2025 Android smartphone

The Sony Xperia 1 VII is a flagship smartphone announced by Sony on May 13, 2025. It features a 6.5-inch LTPO FHD+ OLED screen with a 19.5:9 aspect ratio, powered by the Snapdragon 8 Elite chipset, with upgraded, bigger ultrawide sensor than its predecessor. The phone includes a 3.5mm headphone jack and supports expandable storage via a microSD card slot. It was succeeded by the Xperia 1 VIII on 13 May 2026, exactly 1 year after the Xperia 1 VII was unveiled.

==Hardware==
The audio capabilities of the Xperia 1 VII have been enhanced with high-end components from Sony's Walkman audio players, including higher quality solder in the headphone jack and support for AI-based DSEE Ultimate upscaling, Hi-Res, LDAC, and Dolby Atmos formats. The stereo speakers have also received a bass boost for improved sound quality. The Xperia 1 VII is equipped with a 5000 mAh battery and offers 256GB of internal storage, paired with 12GB of RAM.
The display technology includes adaptive brightness that adjusts based on light sensors on both the front and back of the device. The device supports Wi-Fi 7. Xperia 1 VII brings back the signature purple color of the Xperia since the Xperia 1 IV.

===Camera===
One of the key improvements in the Xperia 1 VII is its camera system, which includes an AI-based auto-framing mode for video recording and a 48-megapixel ultrawide lens with a sensor twice as large as the previous model. The ultrawide lens is designed to perform better in low light conditions. The main camera and telephoto camera remain identical to the Xperia 1 VI. The Xperia 1 VII marks the final Xperia to have continuous optical zoom introduced in Xperia 1 IV and updated in Xperia 1 VI, as the successor, Xperia 1 VIII ditched the technology for a fixed but bigger telephoto zoom lens and sensor.

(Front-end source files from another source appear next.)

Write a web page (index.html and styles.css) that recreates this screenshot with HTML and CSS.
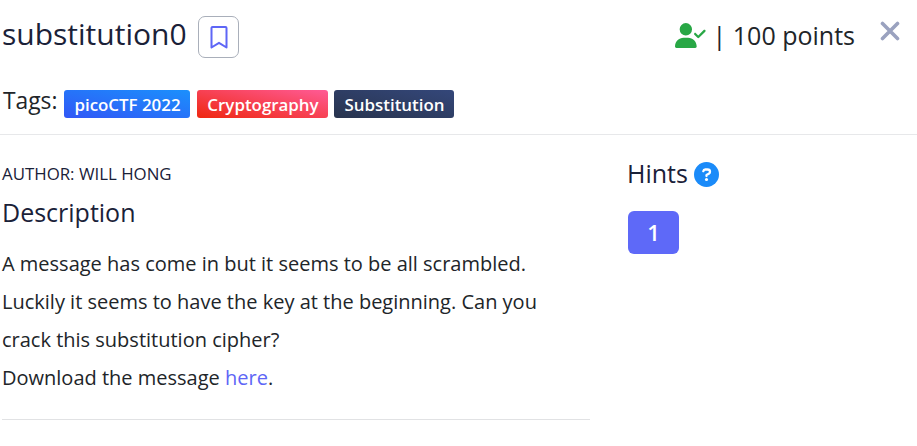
FILE: index.html
```html
<!DOCTYPE html>
<html lang="en">
<head>
<meta charset="utf-8">
<title>substitution0</title>
<link rel="stylesheet" href="styles.css">
</head>
<body>
<header class="header">
  <div class="title-row">
    <h1 class="title">substitution0</h1>
    <button class="bookmark" aria-label="Bookmark"><svg width="18" height="24" viewBox="0 0 18 24"><path d="M1.500 22.500V3a1 1 0 0 1 1-1h13a1 1 0 0 1 1 1v19.500L9 17.800z" fill="none" stroke="#5e66f6" stroke-width="2" stroke-linejoin="round"/></svg></button>
    <div class="points">
      <svg class="solved" width="31" height="25" viewBox="0 0 640 512" fill="#28a745"><path d="M96 128a128 128 0 1 1 256 0A128 128 0 1 1 96 128zM0 482.300C0 383.800 79.800 304 178.300 304h91.400C368.200 304 448 383.800 448 482.300c0 16.400-13.300 29.700-29.700 29.700H29.700C13.300 512 0 498.700 0 482.300zM625 177L497 305c-9.400 9.400-24.600 9.400-33.900 0l-64-64c-9.400-9.400-9.400-24.600 0-33.900s24.600-9.400 33.900 0l47 47L591 143c9.400-9.400 24.600-9.400 33.900 0s9.400 24.600 0 33.900z"/></svg>
      <span class="score">| 100 points</span>
    </div>
    <button class="close" aria-label="Close"><svg width="20" height="20" viewBox="0 0 20 20"><path d="M2.500 2.500l15 15M17.500 2.500l-15 15" stroke="#9aa2bf" stroke-width="3.600" stroke-linecap="round"/></svg></button>
  </div>
  <div class="tags">
    <span class="tags-label">Tags:</span>
    <span class="tag event">picoCTF 2022</span>
    <span class="tag category">Cryptography</span>
    <span class="tag topic">Substitution</span>
  </div>
</header>
<main class="content">
  <section class="details">
    <p class="author">AUTHOR: WILL HONG</p>
    <h2 class="heading">Description</h2>
    <p class="description">A message has come in but it seems to be all scrambled.<br>Luckily it seems to have the key at the beginning. Can you<br>crack this substitution cipher?<br>Download the message <a href="#">here</a>.</p>
    <hr class="rule">
  </section>
  <aside class="hints">
    <div class="hints-title"><h2>Hints</h2><svg width="25" height="25" viewBox="0 0 25 25"><circle cx="12.500" cy="12.500" r="12.500" fill="#1b8bf9"/><path d="M9.300 9.200c.2-1 1-1.700 2-1.700h2.200c1.500 0 2.500 1 2.500 2.300 0 .9-.4 1.500-1.200 2L12.500 13v1" fill="none" stroke="#fff" stroke-width="2.300" stroke-linecap="round" stroke-linejoin="round"/><circle cx="12.500" cy="17.500" r="1.550" fill="#fff"/></svg></div>
    <button class="hint">1</button>
  </aside>
</main>
</body>
</html>
```

FILE: styles.css
```css
* { box-sizing: border-box; }
body { margin: 0; background: #fff; color: #212529; font-family: "Open Sans", "Noto Sans", sans-serif; overflow: hidden; }
h1, h2, p { margin: 0; font-weight: 400; color: #1a2138; }
button { font: inherit; padding: 0; border: 0; background: none; }
svg { display: block; }
.header { height: 135px; border-bottom: 1px solid #e7e8ea; }
.title-row { display: flex; height: 90px; padding: 16px 17px 0 2px; align-items: flex-start; }
.title { font-size: 30px; line-height: 36px; width: 196px; white-space: nowrap; }
.bookmark { width: 41px; height: 42px; border: 1px solid #a9afba; border-radius: 7px; display: grid; place-items: center; }
.points { margin-left: auto; display: flex; align-items: center; height: 39px; }
.score { font-size: 25px; line-height: 34px; padding-bottom: 2px; margin-left: 7px; white-space: nowrap; }
.close { margin: 5px 0 0 25px; }
.tags { display: flex; padding-left: 3px; height: 28px; align-items: center; }
.tags-label { font-size: 22.800px; line-height: 26px; width: 61px; margin-top: -7px; }
.tag { height: 28px; border-radius: 3px; margin-right: 7px; color: #fff; font-size: 16.900px; font-weight: 600; line-height: 29px; padding-left: 1px; text-align: center; white-space: nowrap; }
.event { width: 126px; background: linear-gradient(to top right, #3157f6, #1b90fc); }
.category { width: 131px; margin-right: 6px; background: linear-gradient(to top right, #ef2710, #ff5b96); }
.topic { width: 120px; background: linear-gradient(to top right, #28344e, #34477a); }
.content { display: flex; }
.details { width: 588px; margin: 0 37px 0 2px; padding-top: 27px; }
.author { font-size: 16.850px; line-height: 24px; }
.heading { font-size: 25px; line-height: 34px; margin-top: 9px; }
.description { font-size: 20px; line-height: 38px; margin-top: 16px; white-space: nowrap; color: #212529; }
.description a { color: #5e66f6; text-decoration: none; }
.rule { height: 1px; margin: 22px 0 0; border: 0; background: #e1e2e4; }
.hints { padding-top: 22px; }
.hints-title { display: flex; align-items: center; height: 34px; }
.hints h2 { font-size: 25px; line-height: 32px; padding-bottom: 2px; width: 67px; }
.hint { width: 51px; height: 43px; margin: 20px 0 0 1px; padding-bottom: 2px; border-radius: 6px; background: #5e69f8; color: #fff; font-size: 22px; font-weight: 600; }
```
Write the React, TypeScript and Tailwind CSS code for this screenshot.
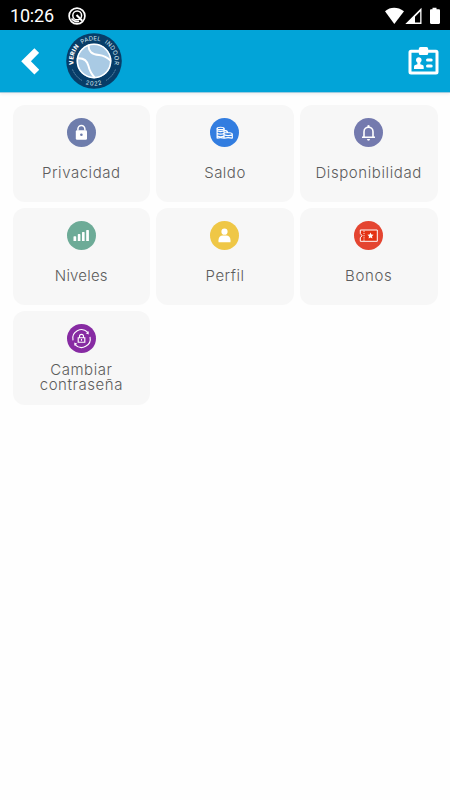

Smartphone reviews have generally praised the camera and image quality of Sony Xperia 1 VII. The reviews conclude that the camera is very good, but not on par with the very best.

==Software==
The phone comes with Android 15, with up to 4 major Android upgrades and 6 years of security updates promised, up from its predecessor, which comes with 3 major Android upgrades and 4 years of security patch updates. It received the Android 16 update in September 2025. With the upcoming Android 17 update, alongside the Xperia 1 VI and Xperia 1 VIII, the Xperia 1 VII will gain the Desktop Mode introduced in Android 17 alongside a new quick settings panel, a screen recording update, and new wallpaper and style features.